Sur les questions de fond, il n’a pas hésité à accepter les critiques, politiques et personnelles. A un internaute lui reprochant d’avoir fait preuve de populisme en versant de sa poche 10 000 yuans à la famille d’un enfant de Tianjin atteint de leucémie et dont l’histoire avait été médiatisée, il a expliqué qu’il comprenait son argument et en avait pris note. « Un bon système [de santé] importe plus qu’un bon Premier ministre » a-t-il répondu avant d’ajouter: « En tant que Premier ministre, je me dois de réfléchir à comment optimiser notre système médical et faire que les enfants gravement malades soient traités. Nous avons déjà commencé à travailler là-dessus, mais nos efforts sont loin d’être suffisants ».
A l’inverse de Hu Jintao, Wen Jiabao s’est montré beaucoup plus « branché », expliquant qu’il surfait sur le web quasiment tous les jours, parfois jusqu’à une heure.
L’événement a suscité l’engouement des médias officiels. L’agence Chine Nouvelle n’a pas hésité à souligner que le chat de M. Wen reflétait la volonté des hauts dirigeants de promouvoir la « démocratie internet ». Un concept qui peut laisser sceptique au pays du parti unique.
Dépolitiser la société
Pour Jean-Philippe Béja, directeur de recherche au CNRS/CERI et chercheur au Centre d’Etudes Français sur la Chine Contemporaine à Hong Kong, les dirigeants chinois jouent sur la confusion entre démocratie et consultation.

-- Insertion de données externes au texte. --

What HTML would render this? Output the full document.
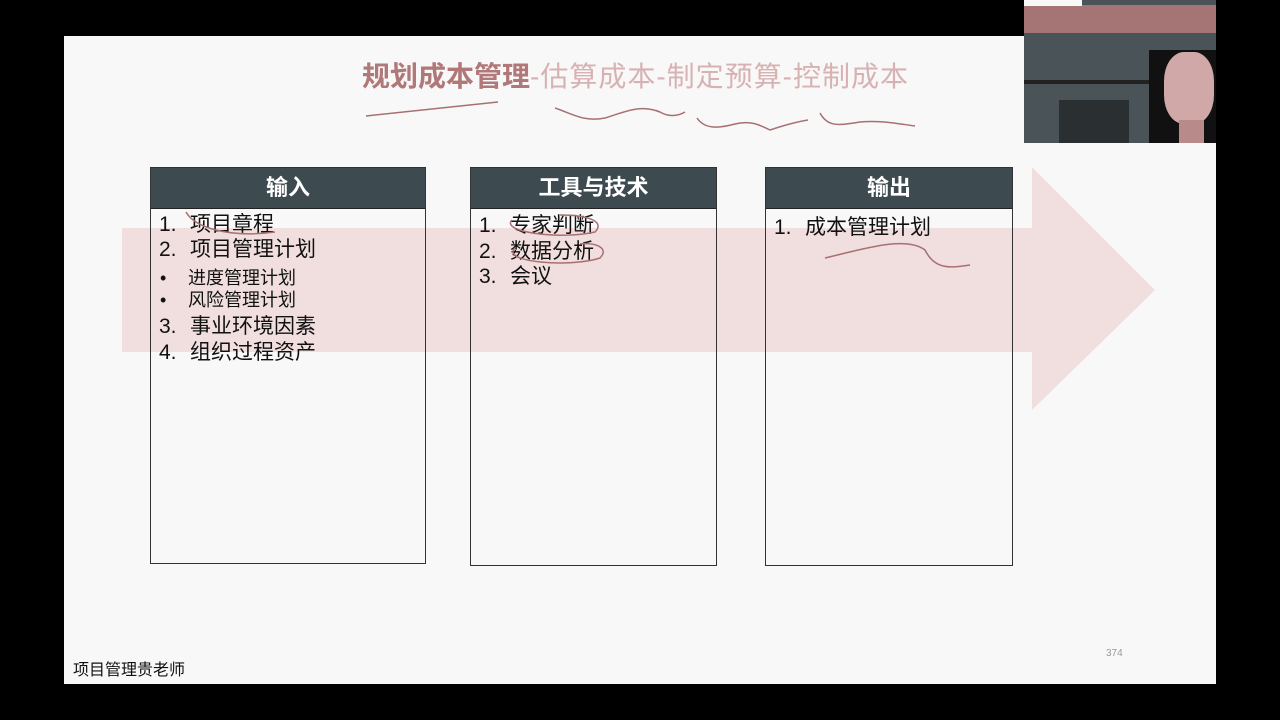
<!DOCTYPE html>
<html><head><meta charset="utf-8"><style>
body{margin:0;width:1280px;height:720px;background:#000;position:relative;overflow:hidden;font-family:"Liberation Sans","Noto Sans CJK SC",sans-serif}
.slide{position:absolute;left:64px;top:36px;width:1152px;height:648px;background:#f8f8f8}
.arrow{position:absolute;left:0;top:0}
.box{position:absolute;top:167px;border:1.5px solid #333}
.hd{height:40px;background:#3d4a4f;color:#fff;font-weight:bold;font-size:22px;text-align:center;line-height:40px;border-bottom:1px solid #222}
.it{position:absolute;font-size:21px;color:#111;white-space:nowrap;line-height:24px}
.it b{font-weight:normal;display:inline-block;width:31px}
.sm{font-size:18px}
.sm b{width:28px}
.abs{position:absolute}
</style></head><body>
<div class="slide"></div>
<svg class="arrow abs" width="1280" height="720" style="left:0;top:0">
<polygon points="122,228 1032,228 1032,167 1155,290 1032,410 1032,352 122,352" fill="#f1dede"/>
</svg>
<div class="box" style="left:150px;width:274px;height:395px"><div class="hd">输入</div></div>
<div class="box" style="left:470px;width:245px;height:397px"><div class="hd">工具与技术</div></div>
<div class="box" style="left:765px;width:246px;height:397px"><div class="hd">输出</div></div>
<div class="it" style="left:159px;top:213px"><b>1.</b>项目章程</div>
<div class="it" style="left:159px;top:238px"><b>2.</b>项目管理计划</div>
<div class="it sm" style="left:160px;top:266px"><b>•</b>进度管理计划</div>
<div class="it sm" style="left:160px;top:288px"><b>•</b>风险管理计划</div>
<div class="it" style="left:159px;top:315px"><b>3.</b>事业环境因素</div>
<div class="it" style="left:159px;top:341px"><b>4.</b>组织过程资产</div>
<div class="it" style="left:479px;top:214px"><b>1.</b>专家判断</div>
<div class="it" style="left:479px;top:240px"><b>2.</b>数据分析</div>
<div class="it" style="left:479px;top:265px"><b>3.</b>会议</div>
<div class="it" style="left:774px;top:216px"><b>1.</b>成本管理计划</div>
<div class="abs" style="left:362px;top:55px;font-size:28px;font-weight:bold;color:#b07878;white-space:nowrap">规划成本管理<span style="font-weight:normal;color:#d8b2b2;letter-spacing:1px">-估算成本-制定预算-控制成本</span></div>
<svg class="abs" width="1280" height="720" style="left:0;top:0" fill="none" stroke="#a87070" stroke-width="1.5">
<path d="M366,116 L498,102"/>
<path d="M555,108 C575,115 585,122 605,118 C625,112 640,104 660,112 C670,118 680,115 685,112"/>
<path d="M697,118 C705,130 720,128 735,124 C750,120 760,125 770,130 C785,125 795,122 808,120"/>
<path d="M820,113 C828,128 840,125 860,122 C880,120 900,124 915,126"/>
<path d="M186,212 C195,228 230,238 275,232"/>
<path d="M512,220 C500,232 560,240 595,232 C605,222 590,215 560,215"/>
<path d="M515,248 C500,262 570,268 600,258 C610,248 595,242 580,244"/>
<path d="M825,258 C860,250 905,235 925,250 C935,270 950,268 970,265"/>
</svg>
<div class="abs" style="left:73px;top:656px;font-size:16px;color:#111">项目管理贵老师</div>
<div class="abs" style="left:1106px;top:648px;font-size:10px;color:#999">374</div>
<div class="abs" style="left:1024px;top:0;width:192px;height:143px;background:#4a5357">
<div class="abs" style="left:0;top:5px;width:192px;height:28px;background:#a57575"></div>
<div class="abs" style="left:0;top:0;width:58px;height:6px;background:#f8f8f8"></div>
<div class="abs" style="left:0;top:80px;width:192px;height:4px;background:#222"></div>
<div class="abs" style="left:35px;top:100px;width:70px;height:43px;background:#2a2f32"></div>
<div class="abs" style="left:125px;top:50px;width:67px;height:93px;background:#111"></div>
<div class="abs" style="left:140px;top:52px;width:50px;height:72px;background:#d0a8a8;border-radius:40%"></div>
<div class="abs" style="left:155px;top:120px;width:25px;height:23px;background:#b88a8a"></div>
</div>
</body></html>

« En réalité, tout cela est très formel. Vu comment fonctionne l’internet chinois, il est très probable que les questions sont sélectionnées. C’est un moyen de se montrer moderne, proche et à l’écoute de la population. Depuis 2003, le tandem Hu Jintao – Wen Jiabao s’appuie largement sur la démagogie et le paternalisme » dit-il.
« Depuis 1989, le pouvoir chinois considère qu’il faut dépolitiser la société et ne plus avoir à faire à des groupes politiques mais seulement à des individus. Ce genre de discussions permet de donner à l’individu le sentiment qu’il est entendu directement et que le gouvernement répond à ses préoccupations. » explique M. Béja.

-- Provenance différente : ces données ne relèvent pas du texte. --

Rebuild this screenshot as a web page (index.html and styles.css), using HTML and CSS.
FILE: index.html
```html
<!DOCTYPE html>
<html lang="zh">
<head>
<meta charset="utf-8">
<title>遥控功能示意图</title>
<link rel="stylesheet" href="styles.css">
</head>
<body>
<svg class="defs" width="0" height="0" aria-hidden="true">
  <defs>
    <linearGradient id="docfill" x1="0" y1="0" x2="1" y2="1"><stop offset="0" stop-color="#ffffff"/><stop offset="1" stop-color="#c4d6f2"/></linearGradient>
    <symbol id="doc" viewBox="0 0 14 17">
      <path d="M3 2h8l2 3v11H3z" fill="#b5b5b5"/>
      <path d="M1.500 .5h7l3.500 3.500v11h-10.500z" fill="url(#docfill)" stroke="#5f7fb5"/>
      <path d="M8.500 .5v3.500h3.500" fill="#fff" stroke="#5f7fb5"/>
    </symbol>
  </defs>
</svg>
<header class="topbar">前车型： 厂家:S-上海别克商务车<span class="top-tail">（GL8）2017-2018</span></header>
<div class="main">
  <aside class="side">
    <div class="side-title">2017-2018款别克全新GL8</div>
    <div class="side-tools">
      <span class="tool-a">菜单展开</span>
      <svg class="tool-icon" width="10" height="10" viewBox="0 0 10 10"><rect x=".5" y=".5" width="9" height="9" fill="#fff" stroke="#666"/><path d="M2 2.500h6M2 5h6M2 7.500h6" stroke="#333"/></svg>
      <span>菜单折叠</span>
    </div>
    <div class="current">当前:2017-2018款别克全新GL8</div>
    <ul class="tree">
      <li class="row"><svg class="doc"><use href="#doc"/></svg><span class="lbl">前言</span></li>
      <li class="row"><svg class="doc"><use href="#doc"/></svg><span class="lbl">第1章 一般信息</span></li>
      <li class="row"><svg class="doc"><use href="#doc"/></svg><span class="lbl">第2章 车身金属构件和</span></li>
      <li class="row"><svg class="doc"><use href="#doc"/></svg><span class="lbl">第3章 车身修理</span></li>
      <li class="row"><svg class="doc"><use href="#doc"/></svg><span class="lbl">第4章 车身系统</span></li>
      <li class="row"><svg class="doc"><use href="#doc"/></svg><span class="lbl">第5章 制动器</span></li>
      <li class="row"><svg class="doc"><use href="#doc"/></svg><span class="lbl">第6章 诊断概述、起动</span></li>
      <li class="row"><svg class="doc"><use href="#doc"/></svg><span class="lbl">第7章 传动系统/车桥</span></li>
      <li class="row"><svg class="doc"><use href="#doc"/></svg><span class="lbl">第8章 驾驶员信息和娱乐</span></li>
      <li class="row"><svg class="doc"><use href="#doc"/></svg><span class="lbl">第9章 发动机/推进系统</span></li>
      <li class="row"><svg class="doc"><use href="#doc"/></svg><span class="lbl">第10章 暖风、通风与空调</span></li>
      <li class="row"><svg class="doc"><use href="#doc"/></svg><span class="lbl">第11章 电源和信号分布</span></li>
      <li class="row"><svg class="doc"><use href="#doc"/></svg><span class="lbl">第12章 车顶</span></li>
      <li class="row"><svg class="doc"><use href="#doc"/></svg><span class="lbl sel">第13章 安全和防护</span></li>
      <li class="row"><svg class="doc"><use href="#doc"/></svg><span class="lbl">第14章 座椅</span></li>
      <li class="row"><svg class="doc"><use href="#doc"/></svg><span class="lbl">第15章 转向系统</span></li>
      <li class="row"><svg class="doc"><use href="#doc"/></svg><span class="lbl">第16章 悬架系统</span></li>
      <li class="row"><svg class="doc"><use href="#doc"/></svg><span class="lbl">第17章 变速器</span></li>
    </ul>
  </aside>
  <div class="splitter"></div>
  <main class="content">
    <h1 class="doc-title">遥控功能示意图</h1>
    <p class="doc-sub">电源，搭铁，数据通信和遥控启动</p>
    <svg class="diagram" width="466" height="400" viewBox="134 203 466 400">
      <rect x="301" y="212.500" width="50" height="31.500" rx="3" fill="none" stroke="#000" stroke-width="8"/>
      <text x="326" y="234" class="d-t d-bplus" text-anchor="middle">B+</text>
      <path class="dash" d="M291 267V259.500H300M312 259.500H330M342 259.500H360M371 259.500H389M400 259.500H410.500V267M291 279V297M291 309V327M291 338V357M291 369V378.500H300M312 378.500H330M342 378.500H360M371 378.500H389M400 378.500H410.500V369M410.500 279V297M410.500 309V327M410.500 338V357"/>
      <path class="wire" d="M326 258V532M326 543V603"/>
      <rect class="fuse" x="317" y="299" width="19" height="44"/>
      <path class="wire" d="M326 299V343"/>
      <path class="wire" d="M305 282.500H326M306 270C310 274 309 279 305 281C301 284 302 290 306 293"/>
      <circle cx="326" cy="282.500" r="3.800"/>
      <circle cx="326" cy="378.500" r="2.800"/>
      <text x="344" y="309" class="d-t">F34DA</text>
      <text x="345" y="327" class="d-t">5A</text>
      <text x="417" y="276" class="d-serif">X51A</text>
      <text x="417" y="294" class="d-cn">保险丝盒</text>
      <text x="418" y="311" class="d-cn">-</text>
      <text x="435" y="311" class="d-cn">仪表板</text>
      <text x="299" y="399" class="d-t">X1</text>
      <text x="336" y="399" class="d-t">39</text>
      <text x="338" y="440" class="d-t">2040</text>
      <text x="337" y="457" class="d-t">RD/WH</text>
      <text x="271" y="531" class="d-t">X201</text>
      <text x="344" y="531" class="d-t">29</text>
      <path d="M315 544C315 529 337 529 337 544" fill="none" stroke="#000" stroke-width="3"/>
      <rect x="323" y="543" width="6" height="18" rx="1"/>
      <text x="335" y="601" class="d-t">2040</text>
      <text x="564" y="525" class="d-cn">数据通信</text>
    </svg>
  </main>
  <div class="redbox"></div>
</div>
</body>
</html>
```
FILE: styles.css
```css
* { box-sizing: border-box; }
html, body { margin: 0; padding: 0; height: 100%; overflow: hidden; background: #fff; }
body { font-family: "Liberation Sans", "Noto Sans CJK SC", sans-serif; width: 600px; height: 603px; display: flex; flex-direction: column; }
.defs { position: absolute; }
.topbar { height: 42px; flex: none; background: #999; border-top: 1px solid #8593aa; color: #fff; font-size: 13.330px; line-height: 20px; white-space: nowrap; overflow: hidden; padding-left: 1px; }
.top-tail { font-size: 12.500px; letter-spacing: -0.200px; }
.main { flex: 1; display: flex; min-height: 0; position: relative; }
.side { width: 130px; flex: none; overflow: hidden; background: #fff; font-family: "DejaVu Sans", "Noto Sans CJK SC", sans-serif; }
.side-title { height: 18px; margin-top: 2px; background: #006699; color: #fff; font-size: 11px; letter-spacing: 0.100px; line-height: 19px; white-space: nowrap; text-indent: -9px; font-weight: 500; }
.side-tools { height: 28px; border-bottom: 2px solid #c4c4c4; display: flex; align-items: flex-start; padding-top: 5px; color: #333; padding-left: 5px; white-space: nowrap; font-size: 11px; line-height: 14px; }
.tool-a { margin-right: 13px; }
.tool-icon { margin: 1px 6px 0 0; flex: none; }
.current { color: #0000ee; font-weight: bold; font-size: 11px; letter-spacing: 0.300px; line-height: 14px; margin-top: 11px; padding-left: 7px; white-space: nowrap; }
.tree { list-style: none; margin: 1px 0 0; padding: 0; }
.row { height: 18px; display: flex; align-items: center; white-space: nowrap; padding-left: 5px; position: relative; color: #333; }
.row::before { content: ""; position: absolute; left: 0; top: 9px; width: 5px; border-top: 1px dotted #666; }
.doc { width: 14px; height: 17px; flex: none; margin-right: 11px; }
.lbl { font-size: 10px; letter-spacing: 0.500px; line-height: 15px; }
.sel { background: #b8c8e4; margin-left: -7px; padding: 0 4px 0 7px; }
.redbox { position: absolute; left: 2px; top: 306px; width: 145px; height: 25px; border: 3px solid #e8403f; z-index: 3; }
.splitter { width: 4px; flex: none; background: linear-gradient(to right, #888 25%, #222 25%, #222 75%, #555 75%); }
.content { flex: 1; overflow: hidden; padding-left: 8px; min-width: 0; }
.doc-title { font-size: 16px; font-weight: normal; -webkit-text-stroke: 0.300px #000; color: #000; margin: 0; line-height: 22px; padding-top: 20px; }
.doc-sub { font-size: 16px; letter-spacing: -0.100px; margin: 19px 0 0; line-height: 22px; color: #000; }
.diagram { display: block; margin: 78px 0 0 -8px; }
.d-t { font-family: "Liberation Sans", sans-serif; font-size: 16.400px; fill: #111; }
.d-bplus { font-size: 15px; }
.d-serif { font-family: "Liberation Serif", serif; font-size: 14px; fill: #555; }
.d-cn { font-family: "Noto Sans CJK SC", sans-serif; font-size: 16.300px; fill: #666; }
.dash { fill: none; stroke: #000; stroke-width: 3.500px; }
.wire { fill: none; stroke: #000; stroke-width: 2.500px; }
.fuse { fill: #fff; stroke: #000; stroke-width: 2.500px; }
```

Le web peut certes servir aux dirigeants chinois afin de mieux connaître les préoccupations des citoyens, et tenter d’y répondre. S’agit-il pour autant de « démocratie internet » ? Car sur le web comme ailleurs en Chine, pas de remise en cause du monopole politique du Parti, ni d’évocation de certains sujets jugés sensibles par le pouvoir. Alors pourquoi évoquer officiellement la web démocratie ?

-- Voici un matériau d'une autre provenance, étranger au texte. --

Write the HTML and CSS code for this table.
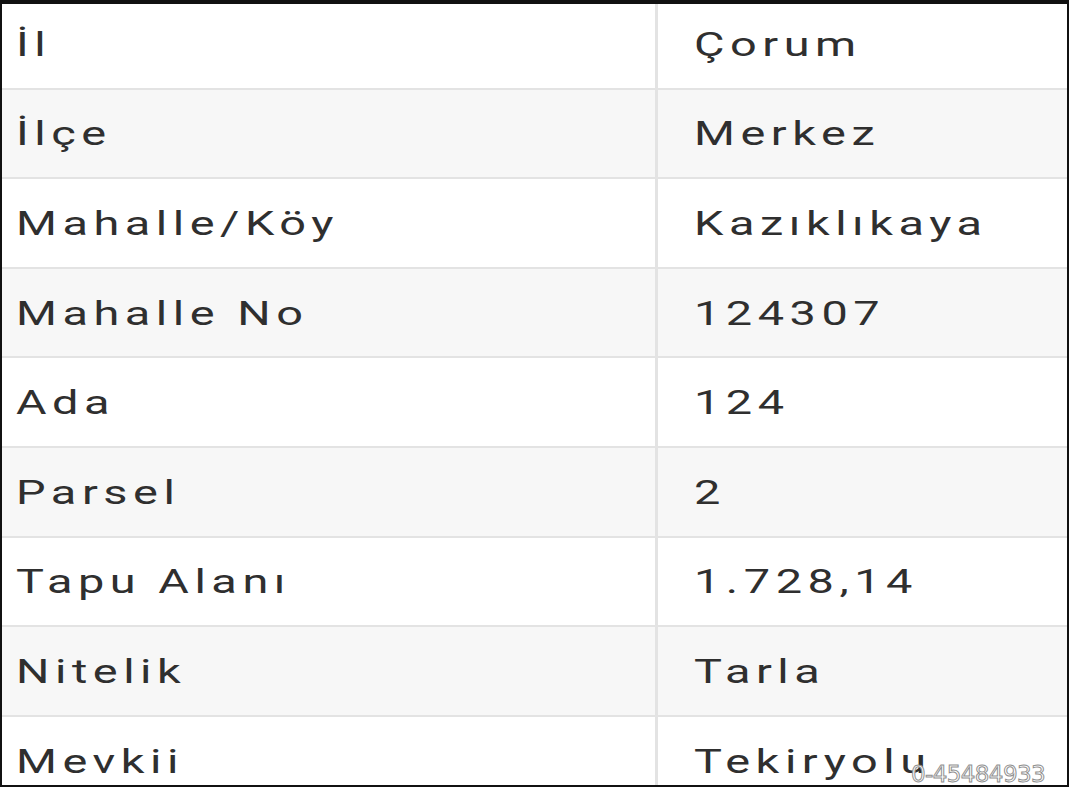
FILE: index.html
```html
<!DOCTYPE html>
<html lang="tr">
<head>
<meta charset="utf-8">
<title>Tapu Bilgileri</title>
<link rel="stylesheet" href="styles.css">
</head>
<body>
<div class="frame">
  <div class="table">
    <div class="row"><div class="cell key"><span class="txt">İl</span></div><div class="cell val"><span class="txt">Çorum</span></div></div>
    <div class="row alt"><div class="cell key"><span class="txt">İlçe</span></div><div class="cell val"><span class="txt">Merkez</span></div></div>
    <div class="row"><div class="cell key"><span class="txt">Mahalle/Köy</span></div><div class="cell val"><span class="txt">Kazıklıkaya</span></div></div>
    <div class="row alt"><div class="cell key"><span class="txt">Mahalle No</span></div><div class="cell val"><span class="txt">124307</span></div></div>
    <div class="row"><div class="cell key"><span class="txt">Ada</span></div><div class="cell val"><span class="txt">124</span></div></div>
    <div class="row alt"><div class="cell key"><span class="txt">Parsel</span></div><div class="cell val"><span class="txt">2</span></div></div>
    <div class="row"><div class="cell key"><span class="txt">Tapu Alanı</span></div><div class="cell val"><span class="txt">1.728,14</span></div></div>
    <div class="row alt"><div class="cell key"><span class="txt">Nitelik</span></div><div class="cell val"><span class="txt">Tarla</span></div></div>
    <div class="row"><div class="cell key"><span class="txt">Mevkii</span></div><div class="cell val"><span class="txt">Tekiryolu</span></div></div>
  </div>
  <div class="watermark">0-45484933</div>
</div>
</body>
</html>
```
FILE: styles.css
```css
html, body {
  margin: 0;
  padding: 0;
  background: #ffffff;
}
body {
  width: 1069px;
  height: 787px;
  overflow: hidden;
  font-family: Roboto, "Liberation Sans", sans-serif;
}
.frame {
  position: relative;
  width: 1069px;
  height: 787px;
  overflow: hidden;
}
.frame::after {
  content: "";
  position: absolute;
  inset: 0;
  border-top: 4px solid #111;
  border-left: 2px solid #111;
  border-right: 2px solid #111;
  border-bottom: 2px solid #111;
  pointer-events: none;
}
.table {
  display: flex;
  flex-direction: column;
}
.row {
  display: grid;
  grid-template-columns: 658px 1fr;
  height: 89.6px;
  flex: none;
  box-sizing: border-box;
  border-bottom: 2px solid #e3e3e3;
  background: #ffffff;
}
.row.alt {
  background: #f7f7f7;
}
.cell {
  display: flex;
  align-items: center;
  font-size: 33px;
  font-weight: 400;
  color: #2f2f2f;
  white-space: nowrap;
}
.txt {
  display: inline-block;
  letter-spacing: 3.9px;
  transform: scaleX(1.42);
  transform-origin: left center;
  margin-top: 1px;
}
.key {
  padding-left: 16px;
  border-right: 3px solid #e3e3e3;
}
.val {
  padding-left: 36px;
}
.watermark {
  position: absolute;
  left: 911px;
  top: 761px;
  font-family: "DejaVu Sans", sans-serif;
  font-size: 23px;
  color: #ffffff;
  -webkit-text-stroke: 1px #8f8f8f;
  letter-spacing: -0.6px;
}
```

Le web comme alternative à l’isoloir, démodé
Selon David Bandurski, analyste des médias chinois au sein du China Media Project, rattaché à l’Université de Hong Kong, la participation des hauts dirigeants chinois à des « chats » est un instrument politique à la fois symbolique et palliatif.
« Pourquoi les leaders chinois continuent de parler d’internet comme d’une nouvelle alternative, excitante et viable, à cette technologie démocratique un peu démodée, l’isoloir ? Parce que […] l‘internet est la diversion parfaite. » écrit-il
« C’est un moyen de communication d’une portée considérable, symbolique du changement, que les officiels peuvent utiliser pour donner l’impression qu’un changement politique se produit en Chine, et que les leaders sont plus réceptifs aux citoyens » poursuit-il.
« Pour le moment, une réforme politique significative n’est pas à l’ordre du jour, et cela signifie que toute forme de participation ou de libre expression viable est inconcevable. Mais nourrir un sentiment de participation au pouvoir du public et de réceptivité du gouvernement est désormais devenu une question urgente pour les dirigeants chinois. Le contrôle 2.0, c’est tout à fait cela. » ajoute-t-il.
Le suffrage en ligne ne semble donc pas encore à l’ordre du jour.